In the next 45 minutes we did the following:
- Played in the driveway
- Scolded Quinn for being too close to the street
- Scolded Puppy for being too close to the street
- Scolded Quinn for calling a family of three walking by “Poopy Head Underwears”
- Tried to stop Puppy from eating 3 peanut butter crackers and the plastic wrapper they came in
- Googled “what happens when your dog eats plastic wrappers?”
- Went to the backyard
- Went to the side yard
- Went to the neighbor’s yard
- Went back to the driveway
- Sat on lounge chairs and pretended to drive to work
- Took all the tennis balls from our yard and threw them in the neighbor’s yard
- Freaked the eff out because we didn’t have any more tennis balls
- Clocked over 14,000 steps without leaving home
Bart came home to a frying pan full of onions
“Here’s dinner!” I said. Damn, I’m productive.

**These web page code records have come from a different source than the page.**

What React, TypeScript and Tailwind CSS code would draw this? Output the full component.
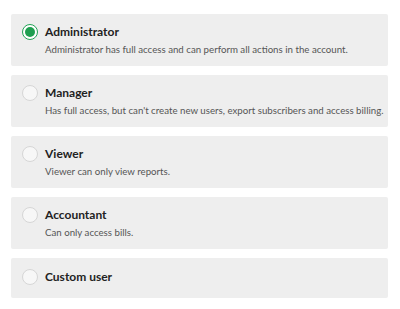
const roles = [
  {
    name: "Administrator",
    desc: "Administrator has full access and can perform all actions in the account.",
  },
  {
    name: "Manager",
    desc: "Has full access, but can't create new users, export subscribers and access billing.",
  },
  { name: "Viewer", desc: "Viewer can only view reports." },
  { name: "Accountant", desc: "Can only access bills." },
  { name: "Custom user", desc: "" },
];

export default function App() {
  const selected = 0;
  return (
    <div className="min-h-screen bg-white px-[11px] pt-[14px] font-['Lato',sans-serif]">
      <div className="flex w-[377px] flex-col gap-[9px]">
        {roles.map((role, i) => (
          <label
            key={role.name}
            className={`flex items-start rounded-[2px] bg-[#eeeeee] pl-[11px] ${
              role.desc ? "h-[52px] pt-[10px]" : "h-[40px] pt-[11px]"
            }`}
          >
            {i === selected ? (
              <span className="flex h-[16px] w-[16px] shrink-0 items-center justify-center rounded-full border-[1.5px] border-[#22a355] bg-white">
                <span className="h-[10px] w-[10px] rounded-full bg-[#1e9e4f]" />
              </span>
            ) : (
              <span className="h-[16px] w-[16px] shrink-0 rounded-full border border-[#d6d6d6] bg-[#f7f7f7]" />
            )}
            <div className="ml-[7px] flex flex-col">
              <span className="text-[12px] leading-[16px] font-bold text-[#222]">
                {role.name}
              </span>
              {role.desc && (
                <span className="mt-[3px] whitespace-nowrap text-[9.7px] leading-[13px] text-[#555]">
                  {role.desc}
                </span>
              )}
            </div>
          </label>
        ))}
      </div>
    </div>
  );
}
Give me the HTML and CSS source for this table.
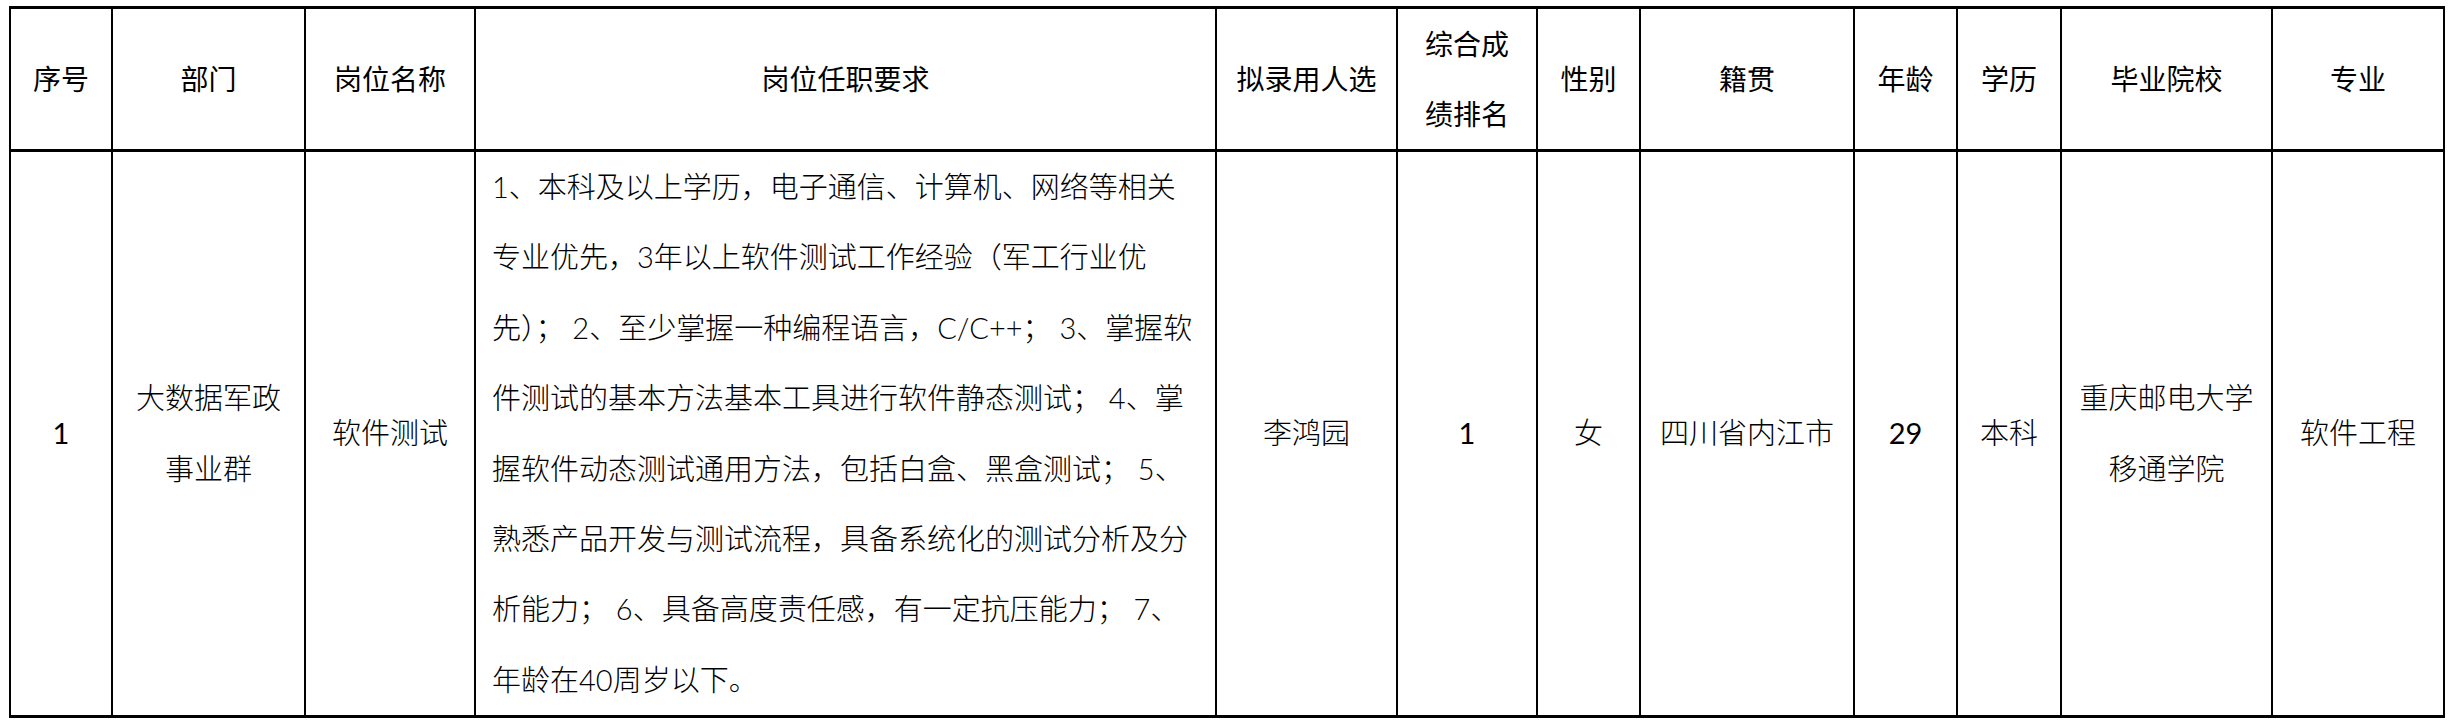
FILE: index.html
```html
<!DOCTYPE html>
<html lang="zh-CN">
<head>
<meta charset="utf-8">
<title>拟录用人员公示</title>
<link rel="stylesheet" href="styles.css">
</head>
<body>
<div class="sheet">
  <div class="cell head">序号</div>
  <div class="cell head">部门</div>
  <div class="cell head">岗位名称</div>
  <div class="cell head">岗位任职要求</div>
  <div class="cell head">拟录用人选</div>
  <div class="cell head">综合成<br>绩排名</div>
  <div class="cell head">性别</div>
  <div class="cell head">籍贯</div>
  <div class="cell head">年龄</div>
  <div class="cell head">学历</div>
  <div class="cell head">毕业院校</div>
  <div class="cell head">专业</div>

  <div class="cell body num">1</div>
  <div class="cell body">大数据军政<br>事业群</div>
  <div class="cell body">软件测试</div>
  <div class="cell body req">1、本科及以上学历，电子通信、计算机、网络等相关<br>专业优先，3年以上软件测试工作经验（军工行业优<br>先）； 2、至少掌握一种编程语言，C/C++； 3、掌握软<br>件测试的基本方法基本工具进行软件静态测试； 4、掌<br>握软件动态测试通用方法，包括白盒、黑盒测试； 5、<br>熟悉产品开发与测试流程，具备系统化的测试分析及分<br>析能力； 6、具备高度责任感，有一定抗压能力； 7、<br>年龄在40周岁以下。</div>
  <div class="cell body">李鸿园</div>
  <div class="cell body num">1</div>
  <div class="cell body">女</div>
  <div class="cell body">四川省内江市</div>
  <div class="cell body num">29</div>
  <div class="cell body">本科</div>
  <div class="cell body">重庆邮电大学<br>移通学院</div>
  <div class="cell body">软件工程</div>
</div>
</body>
</html>
```

FILE: styles.css
```css
html, body {
  background: #ffffff;
}
body {
  margin: 6px 0 0 9px;
  color: #000000;
  font-family: "Lato", "Noto Sans CJK SC", sans-serif;
}
.sheet {
  display: grid;
  grid-template-columns: 100px 191px 168px 739px 179px 138px 101px 212px 101px 102px 209px 170px;
  grid-template-rows: 140px 563px;
  column-gap: 2px;
  row-gap: 3px;
  padding: 3px 2px;
  background: #000000;
  width: max-content;
}
.cell {
  background: #ffffff;
  display: flex;
  align-items: center;
  justify-content: center;
  text-align: center;
  line-height: 70.4px;
  white-space: nowrap;
}
.head {
  font-size: 28px;
  font-weight: 400;
}
.body {
  font-size: 29px;
  font-weight: 300;
}
.num {
  font-weight: 400;
}
.req {
  justify-content: flex-start;
  text-align: left;
  padding-left: 16px;
}
```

He asked how I was feeling and I told him I was too exhausted to answer. I had more energy 6 seconds after Quinn was born.
“Maybe another sick day tomorrow?”
“Oh hell no!” I shouted. I could not wait to go back to work and relax.
When you coming home, son, I don’t know when…
Oh STFU, Harry goddamn Chapin. You clearly never spent the day with a toddler.
“Word,” said every stay-at-home mother and father ever.